Begin Source excerpt
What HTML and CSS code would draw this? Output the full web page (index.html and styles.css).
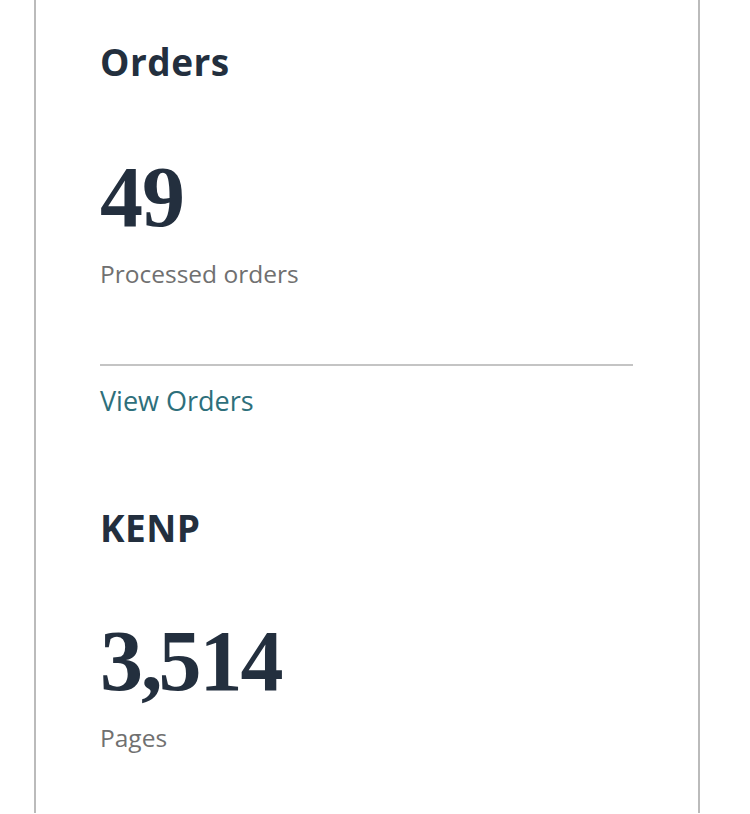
FILE: index.html
```html
<!DOCTYPE html>
<html lang="en">
<head>
    <meta charset="UTF-8">
    <meta name="viewport" content="width=device-width, initial-scale=1.0">
    <title>Dashboard</title>
    <link rel="stylesheet" href="styles.css">
</head>
<body>
    <section class="panel">
        <div class="stat">
            <h2>Orders</h2>
            <div class="num">49</div>
            <div class="label">Processed orders</div>
        </div>
        <hr class="line">
        <a class="link" href="#">View Orders</a>
        <div class="stat kenp">
            <h2>KENP</h2>
            <div class="num">3<span class="comma">,</span>514</div>
            <div class="label">Pages</div>
        </div>
    </section>
</body>
</html>
```

FILE: styles.css
```css
body{
    margin: 0;
    background-color: #fff;
    font-family: "Open Sans", "Noto Sans", sans-serif;
}

.panel{
    margin-left: 34px;
    width: 533px;
    min-height: 771px;
    padding: 42px 65px 0 64px;
    border-left: 2px solid #bbb;
    border-right: 2px solid #bbb;
}

.stat h2{
    margin: 0;
    font-size: 37px;
    line-height: 40px;
    font-weight: 700;
    letter-spacing: 0.5px;
    color: #232f3e;
}

.num{
    margin-top: 73px;
    font-family: "Liberation Serif", serif;
    font-weight: 700;
    font-size: 86px;
    line-height: 84px;
    letter-spacing: -1px;
    color: #232f3e;
}

.comma{
    letter-spacing: -4px;
}

.label{
    margin-top: 20px;
    font-size: 24.5px;
    line-height: 30px;
    color: #707070;
}

.line{
    margin: 75px 0 0 0;
    border: 0;
    height: 2px;
    background-color: #c4c4c4;
}

.link{
    display: block;
    margin-top: 19px;
    font-size: 27px;
    line-height: 32px;
    color: #2e6f7b;
    text-decoration: none;
}

.kenp{
    margin-top: 91px;
}

.kenp .num{
    margin-top: 71px;
    letter-spacing: -2px;
}
```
End Source excerpt
What is needed: Leave out all pictures, then copy the remaining material exactly.

Output for this task:
What HTML and CSS code would draw this? Output the full web page (index.html and styles.css).
FILE: index.html
```html
<!DOCTYPE html>
<html lang="en">
<head>
    <meta charset="UTF-8">
    <meta name="viewport" content="width=device-width, initial-scale=1.0">
    <title>Dashboard</title>
    <link rel="stylesheet" href="styles.css">
</head>
<body>
    <section class="panel">
        <div class="stat">
            <h2>Orders</h2>
            <div class="num">49</div>
            <div class="label">Processed orders</div>
        </div>
        <hr class="line">
        <a class="link" href="#">View Orders</a>
        <div class="stat kenp">
            <h2>KENP</h2>
            <div class="num">3<span class="comma">,</span>514</div>
            <div class="label">Pages</div>
        </div>
    </section>
</body>
</html>
```

FILE: styles.css
```css
body{
    margin: 0;
    background-color: #fff;
    font-family: "Open Sans", "Noto Sans", sans-serif;
}

.panel{
    margin-left: 34px;
    width: 533px;
    min-height: 771px;
    padding: 42px 65px 0 64px;
    border-left: 2px solid #bbb;
    border-right: 2px solid #bbb;
}

.stat h2{
    margin: 0;
    font-size: 37px;
    line-height: 40px;
    font-weight: 700;
    letter-spacing: 0.5px;
    color: #232f3e;
}

.num{
    margin-top: 73px;
    font-family: "Liberation Serif", serif;
    font-weight: 700;
    font-size: 86px;
    line-height: 84px;
    letter-spacing: -1px;
    color: #232f3e;
}

.comma{
    letter-spacing: -4px;
}

.label{
    margin-top: 20px;
    font-size: 24.5px;
    line-height: 30px;
    color: #707070;
}

.line{
    margin: 75px 0 0 0;
    border: 0;
    height: 2px;
    background-color: #c4c4c4;
}

.link{
    display: block;
    margin-top: 19px;
    font-size: 27px;
    line-height: 32px;
    color: #2e6f7b;
    text-decoration: none;
}

.kenp{
    margin-top: 91px;
}

.kenp .num{
    margin-top: 71px;
    letter-spacing: -2px;
}
```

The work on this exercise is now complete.